Microfinance initiatives expand credit access by issuing small-dollar loans, often below $50,000, to startups and sole proprietorships without established credit histories. Unlike traditional banks, microfinance lenders assess applicants based on alternative data, such as cash flow consistency and community reputation. Organizations like Accion and Kiva have successfully implemented peer-to-peer lending, where individual investors fund small businesses, reducing reliance on institutional capital.

Loan funds backed by municipal governments and nonprofits offer below-market interest rates and deferred repayment terms. Programs like the New York City Small Business Opportunity Fund provide zero-interest loans up to $250,000, targeting industries that struggle with traditional financing, such as childcare services and independent retail. These initiatives often include technical assistance, helping borrowers strengthen financial management practices.

Profit-Sharing Arrangements

Distributing earnings among employees or stakeholders based on a company’s financial performance aligns incentives and fosters engagement. Unlike fixed wages, profit-sharing links compensation to company success, giving participants a direct financial stake in profitability.

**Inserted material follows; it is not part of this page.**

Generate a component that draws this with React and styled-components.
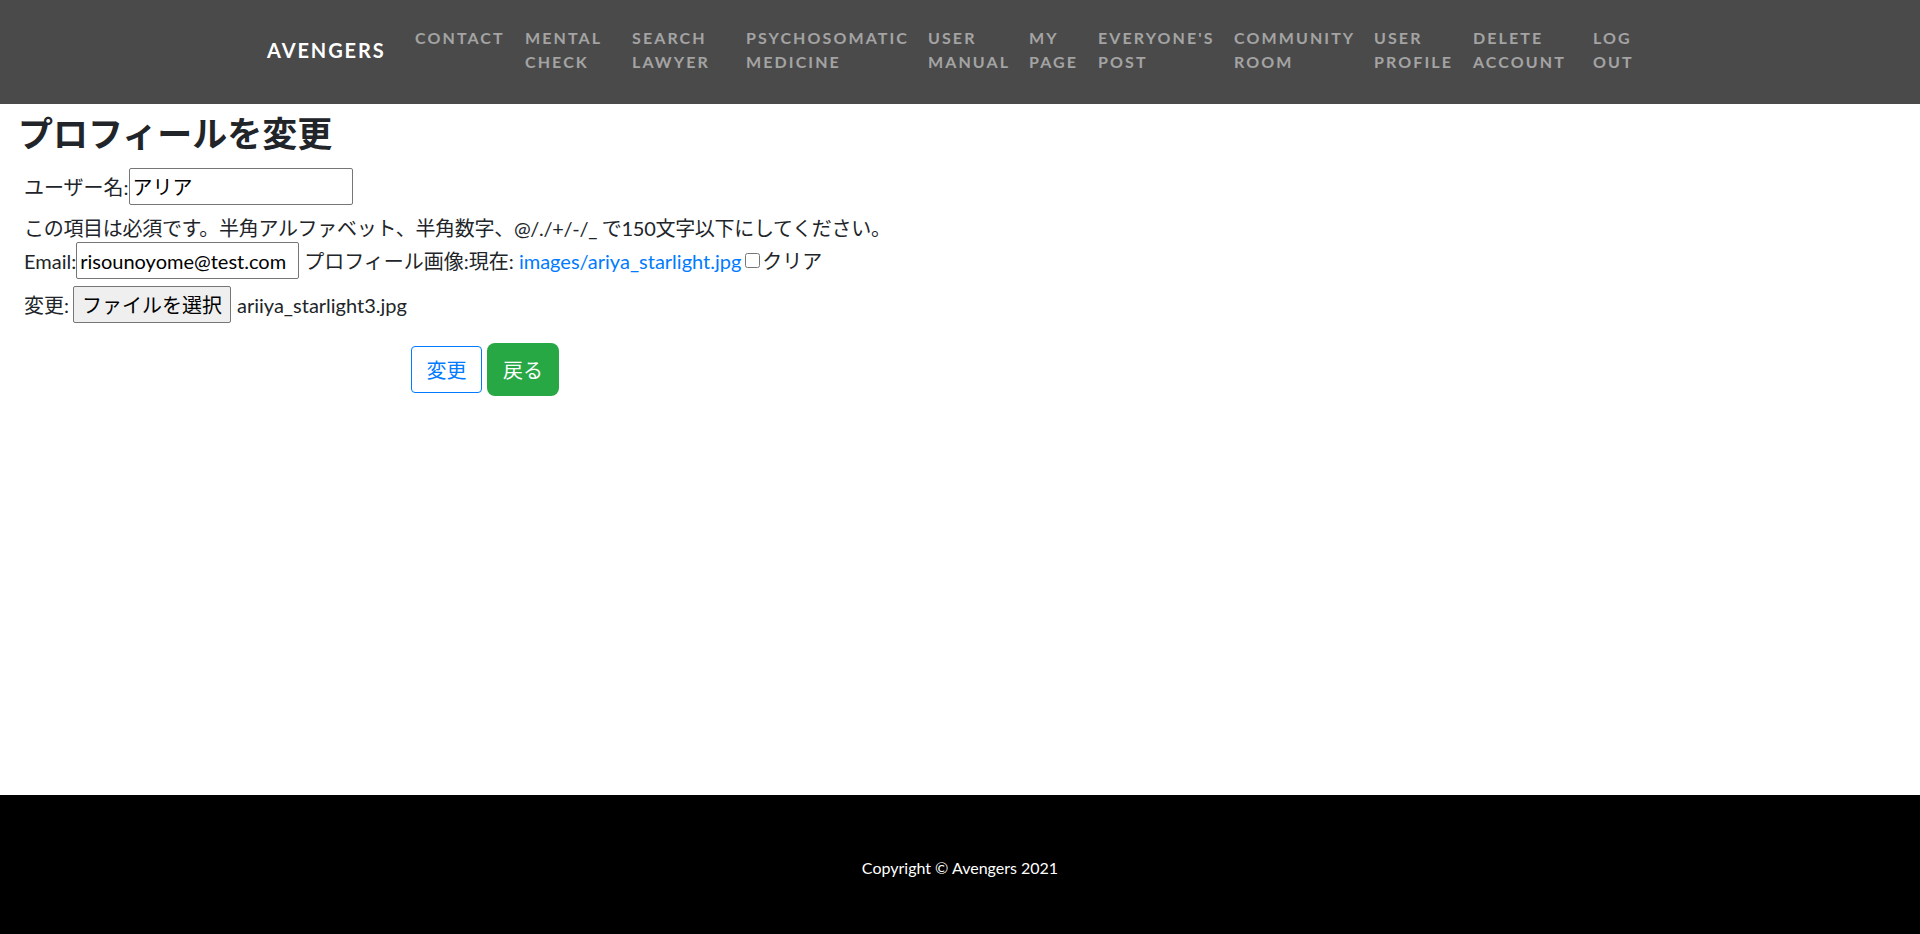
import React from "react";
import styled, { createGlobalStyle } from "styled-components";

const Global = createGlobalStyle`
  html, body { margin: 0; padding: 0; }
  body {
    font-family: Lato, "Noto Sans CJK JP", sans-serif;
    color: #212529;
    background: #fff;
  }
  * { box-sizing: border-box; }
`;

const Page = styled.div`
  min-height: 100vh;
  display: flex;
  flex-direction: column;
`;

const NavBar = styled.header`
  height: 104px;
  background: #4a4a4a;
  display: flex;
  justify-content: center;
`;

const NavInner = styled.div`
  width: 1386px;
  display: flex;
  align-items: flex-start;
`;

const Brand = styled.a`
  flex: 0 0 148px;
  align-self: center;
  color: #fff;
  font-family: Lato, sans-serif;
  font-weight: 700;
  font-size: 20px;
  letter-spacing: 1.9px;
  text-transform: uppercase;
  text-decoration: none;
  line-height: 1.5;
  margin-top: -4px;
`;

const NavList = styled.ul`
  list-style: none;
  margin: 26px 0 0;
  padding: 0;
  display: flex;
`;

const NavItem = styled.li`
  flex: 0 0 ${(p) => p.$w}px;
`;

const NavLink = styled.a`
  display: block;
  color: rgba(255, 255, 255, 0.5);
  font-family: Lato, sans-serif;
  font-weight: 700;
  font-size: 16px;
  line-height: 24px;
  letter-spacing: 2.1px;
  text-transform: uppercase;
  text-decoration: none;
  white-space: nowrap;
`;

const Main = styled.main`
  flex: 1;
  padding: 8px 0 0 18px;
`;

const Title = styled.h2`
  margin: 0 0 14px;
  font-size: 35px;
  font-weight: 700;
  line-height: 42px;
  color: #212529;
`;

const Form = styled.form`
  padding-left: 6px;
  width: 922px;
  font-size: 20px;
  display: flex;
  flex-direction: column;
`;

const Row = styled.div`
  display: flex;
  align-items: center;
  height: ${(p) => p.$h || 37}px;
  margin-top: ${(p) => p.$mt || 0}px;
  white-space: pre;
  letter-spacing: ${(p) => p.$ls || 0}px;
`;

const TextInput = styled.input`
  width: ${(p) => p.$w}px;
  height: 37px;
  border: 1px solid #767676;
  border-radius: 2px;
  padding: 1px 3px;
  font-family: Lato, "Noto Sans CJK JP", sans-serif;
  font-size: 20px;
  color: #000;
  outline: none;
  margin: 0 ${(p) => p.$mr || 0}px 0 0;
`;

const Link = styled.a`
  color: #007bff;
  text-decoration: none;
`;

const Check = styled.input`
  width: 15px;
  height: 15px;
  margin: 0 2px 0 4px;
`;

const FileButton = styled.button`
  height: 37px;
  padding: 0 8px;
  margin: 0 6px 0 4px;
  background: #efefef;
  border: 1px solid #767676;
  border-radius: 2px;
  font-family: Lato, "Noto Sans CJK JP", sans-serif;
  font-size: 20px;
  color: #000;
`;

const Buttons = styled.div`
  display: flex;
  align-items: center;
  gap: 5px;
  margin-top: 20px;
  padding-left: 387px;
`;

const Button = styled.button`
  font-family: Lato, "Noto Sans CJK JP", sans-serif;
  font-size: 20px;
  line-height: 30px;
  cursor: pointer;
  ${(p) =>
    p.$variant === "outline"
      ? `
    padding: 7.5px 14.5px;
    background: #fff;
    color: #007bff;
    border: 1px solid #007bff;
    border-radius: 4px;
  `
      : `
    padding: 11.5px 16px;
    background: #28a745;
    color: #fff;
    border: 0;
    border-radius: 8px;
  `}
`;

const Footer = styled.footer`
  height: 139px;
  background: #000;
  color: #fff;
  display: flex;
  align-items: center;
  justify-content: center;
  font-family: Lato, sans-serif;
  font-size: 16px;
  padding-top: 6px;
`;

const navItems = [
  { w: 110, lines: ["Contact"] },
  { w: 107, lines: ["Mental", "Check"] },
  { w: 114, lines: ["Search", "Lawyer"] },
  { w: 182, lines: ["Psychosomatic", "Medicine"] },
  { w: 101, lines: ["User", "Manual"] },
  { w: 69, lines: ["My", "Page"] },
  { w: 136, lines: ["Everyone's", "Post"] },
  { w: 140, lines: ["Community", "Room"] },
  { w: 99, lines: ["User", "Profile"] },
  { w: 120, lines: ["Delete", "Account"] },
  { w: 60, lines: ["Log", "Out"] },
];

export default function App() {
  return (
    <Page>
      <Global />
      <NavBar>
        <NavInner>
          <Brand href="#">Avengers</Brand>
          <NavList>
            {navItems.map((it, i) => (
              <NavItem key={i} $w={it.w}>
                <NavLink href="#">
                  {it.lines.map((l, j) => (
                    <React.Fragment key={j}>
                      {j > 0 && <br />}
                      {l}
                    </React.Fragment>
                  ))}
                </NavLink>
              </NavItem>
            ))}
          </NavList>
        </NavInner>
      </NavBar>
      <Main>
        <Title>プロフィールを変更</Title>
        <Form onSubmit={(e) => e.preventDefault()}>
          <Row>
            <span>ユーザー名:</span>
            <TextInput $w={224} defaultValue="アリア" />
          </Row>
          <Row $h={30} $mt={7} $ls={-0.3}>
            この項目は必須です。半角アルファベット、半角数字、@/./+/-/_ で150文字以下にしてください。
          </Row>
          <Row>
            <span>Email:</span>
            <TextInput $w={223} $mr={5} defaultValue="risounoyome@test.com" />
            <span>プロフィール画像:現在: </span>
            <Link href="#">images/ariya_starlight.jpg</Link>
            <Check type="checkbox" />
            <span>クリア</span>
          </Row>
          <Row $mt={7}>
            <span>変更:</span>
            <FileButton type="button">ファイルを選択</FileButton>
            <span>ariiya_starlight3.jpg</span>
          </Row>
          <Buttons>
            <Button $variant="outline" type="submit">変更</Button>
            <Button type="button">戻る</Button>
          </Buttons>
        </Form>
      </Main>
      <Footer>Copyright © Avengers 2021</Footer>
    </Page>
  );
}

Cash profit-sharing plans provide employees with periodic bonuses derived from a percentage of net earnings. These payments are discretionary, allowing companies to adjust distributions based on financial results. Under IRS guidelines, businesses can deduct profit-sharing contributions if allocated equitably among employees.

Deferred profit-sharing plans (DPSPs) direct allocations into tax-advantaged retirement accounts, such as 401(k) plans. Contributions are exempt from immediate taxation, allowing employees to defer income recognition until withdrawal. Employers benefit from tax deductions on contributions, subject to annual limits—$69,000 in 2024, including both employer and employee contributions. These arrangements require compliance with ERISA, ensuring fiduciary oversight to protect participant assets.